Fox News obtained this letter containing questions for Fauci, which was written a week after Fauci's Jan. 11 testimony to the Senate Health, Education, Labor and Pensions (HELP) Committee in a hearing entitled "Addressing New Variants: A Federal Perspective on the COVID-19 Response."

The letter lays out 11 "yes or no" questions for Fauci to answer, written to Senate HELP Committee chairwoman Patty Murray and ranking member Richard Burr on Jan. 18, 2022.

"The American people deserve to know how this pandemic started, to know if the NIH funded dangerous gain-of-function research that may have caused this pandemic, and to remove from office anyone, such as Dr. Fauci, who let this happen," Paul told Fox News in a Monday email.

"In these questions, I am demanding simple 'yes' or 'no' answers that aim to get us closer to the truth about the origins of COVID-19," he continued.

Paul's questions for Fauci center around whether the NIH funded gain-of-function research, focusing on the EcoHealth Alliance grant given for that research.

"Did the NIH award a grant on bat SARS-related coronaviruses to EcoHealth Alliance with a subcontract to the Wuhan Institute of Virology? Please answer yes or no," one of the questions asks.

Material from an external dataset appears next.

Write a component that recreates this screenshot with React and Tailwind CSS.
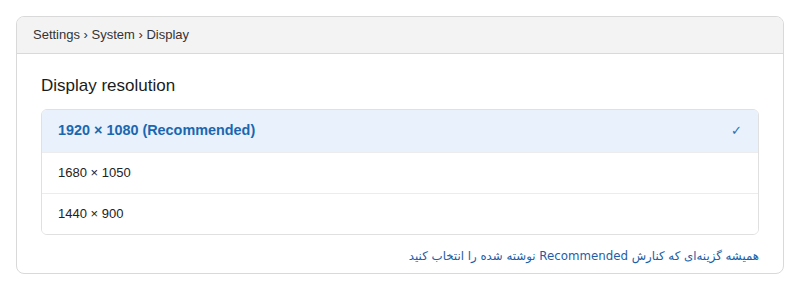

Another question asks whether the NIH had been informed that researchers "constructed new SARS-related coronaviruses (so-called 'chimeric SARS-related coronaviruses') that combined the spike gene of one SARS-related coronavirus with the rest of the genetic information of another SARS-related coronavirus, and that the resulting new viruses infected human cells?"

"Did the NIH continue to fund the grant, despite the violations of the terms and conditions outlines on page 5 of the 2016 grant Notice of Award (specifically, for failing immediately to 'stop all experiments with these viruses and provide the NIAID Program Officer and Grants Management Specialist… with the relevant data and information')" another question asks.

The letter goes on to state that if Fauci answers "yes" to any of the questions outlined, "are you prepared to retract your previous false testimony before the United States Senate Committee on Health, Education, Labor, and pensions?"

During the Jan. 11 hearing, Fauci and Paul got into a heated exchange over the lab leak hypothesis, accusing Fauci of discrediting doctors who believed that origin theory of COVID-19. "The idea that a government official, like yourself, would claim unilaterally to represent science, that any criticism of you would be considered a criticism of science itself, is quite dangerous," Paul said.

Paul noted later on that an email exchange between Fauci and now former NIAID director Dr. Francis Collins shows the two conspiring to takedown epidemiologists that believed the theory.

"In an email exchange with Dr. [Francis] Collins you conspire and I quote here directly from the email to create a quick and devastating published takedown of three prominent epidemiologist from Harvard, Oxford and Stanford. (Apparently, there's a lot of fringe epidemiologist at Harvard, Oxford and Stanford.) And you quote in the email that they are from Dr. Collins and you you agree that they are fringe. Immediately as this takedown ethic," Paul critiqued.

"A published takedown, though," Paul continued, "you know, doesn't exactly conjure up the image of a dispassionate scientist. Instead of engaging them on the merits you and Dr. Collins sought to smear them is fringe and take them down. And not in journals, in lay press. This is not only antithetical to the scientific method; it's cheap politics and it's reprehensible, Dr. Fauci. Do you really think it's appropriate to use your $420,000 salary to attack scientists that disagree with you?"